O músico de reggae Alwakilo Touré estava na sua casa em Gao a dedilhar a guitarra quando seis militantes armados lhe entraram porta dentro. Apontaram-lhe as armas à cabeça, um islamista desfez a guitarra com os pés. "A guitarra era a minha vida", diz Toure. Duas semanas depois, fugiu para Bamaco.

Numa entrevista telefónica, um comandante islamista declarou que os seus guerrilheiros vão continuar a perseguir os músicos. "A música é contra o islão", disse Oumar Ould Hamaha, líder militar do Movimento para Unidade e a Jihad na África Ocidental, um dos três grupos extremistas que controlam o Norte. "Em vez de cantarem, porque não lêem o Corão? Porque não se sujeitam a Deus e à oração? Não somos só contra os músicos do Mali. Estamos numa batalha contra os músicos de todo o mundo".

Num apartamento em Bamaco, uma dúzia de jovens artistas gravam uma canção, fusão de rap com melodias tradicionais. Todos os artistas são do Norte do Mali, nem um toca os seus próprios instrumentos, que foram queimados ou destruídos pelos islamistas. A fuga de todos para Bamaco tem um sabor amargo. É difícil ganharem dinheiro na capital. Cantam nas línguas do Norte, quando a maior parte das pessoas de Bamaco fala bamara, a língua do Sul. "As pessoas não entendem o que estamos a cantar", diz Touré. Muitos sobrevivem do que a família dá. Mas mesmo no exílio, encontraram uma forma de se manifestar contra os islamistas. "Sentimo-nos como soldados", diz Kiss Diouara, rapper de 24 anos. "Esta é a nossa forma de lutar."

Poucos minutos depois, Diouara mostra a última criação do seu grupo. Um vídeo com colagens de fotografias de islamistas destruindo antigas mesquitas. Diourra canta: "Libertem o Norte/ Queremos paz na nossa terra/ Queremos regressar às nossas casas".
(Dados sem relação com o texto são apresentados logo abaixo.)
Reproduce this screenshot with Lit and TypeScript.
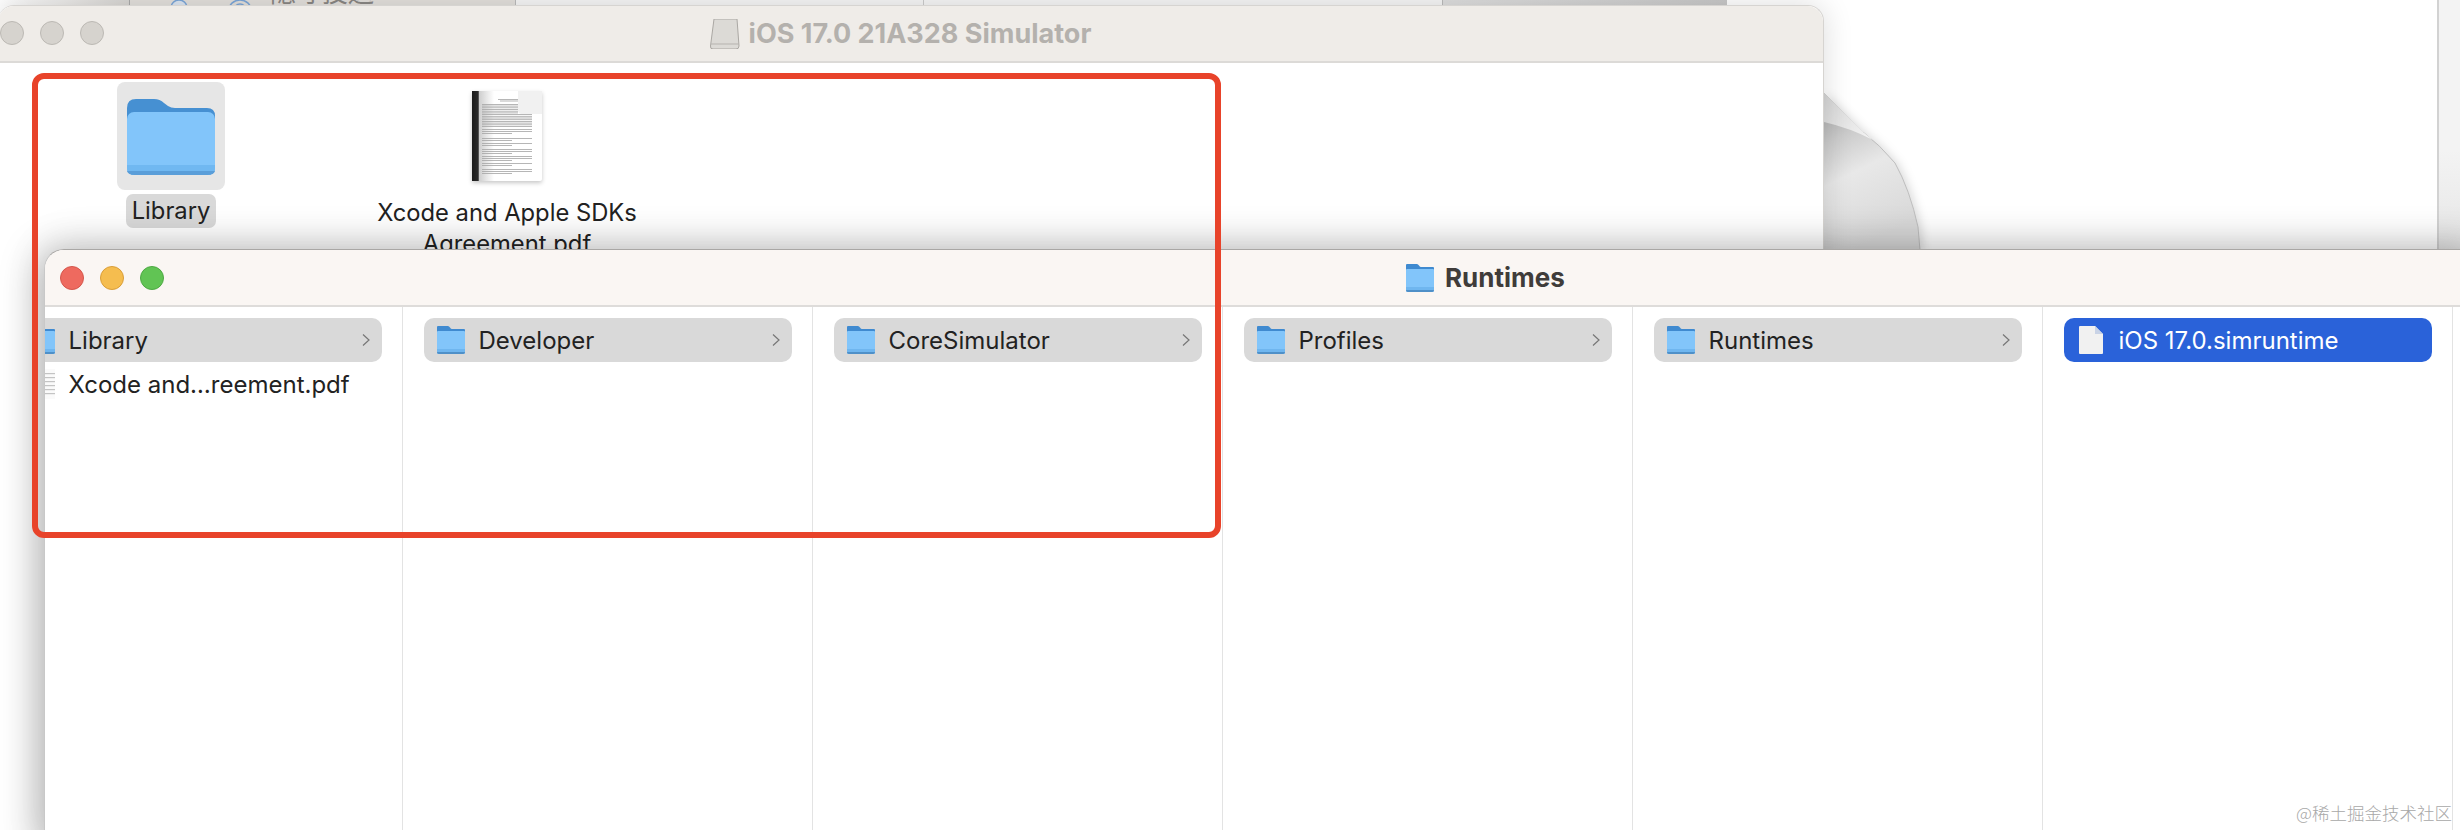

Arby percebe. Sabe que poderia sair do Mali. O seu álbum de 2010, Timbuktu Tarab, foi aclamado no Ocidente. Teve a oportunidade de ir viver para os Estados Unidos, conta. Mas é o Mali, ou Tombuctu, que a inspira. "Quando penso em Tombuctu, fico perdida", diz. "Quando sonho com Tombuctu, acordo. Quando penso em Tombuctu quando estou a falar, calo-me. O meu coração está partido. Tombuctu é tudo para mim".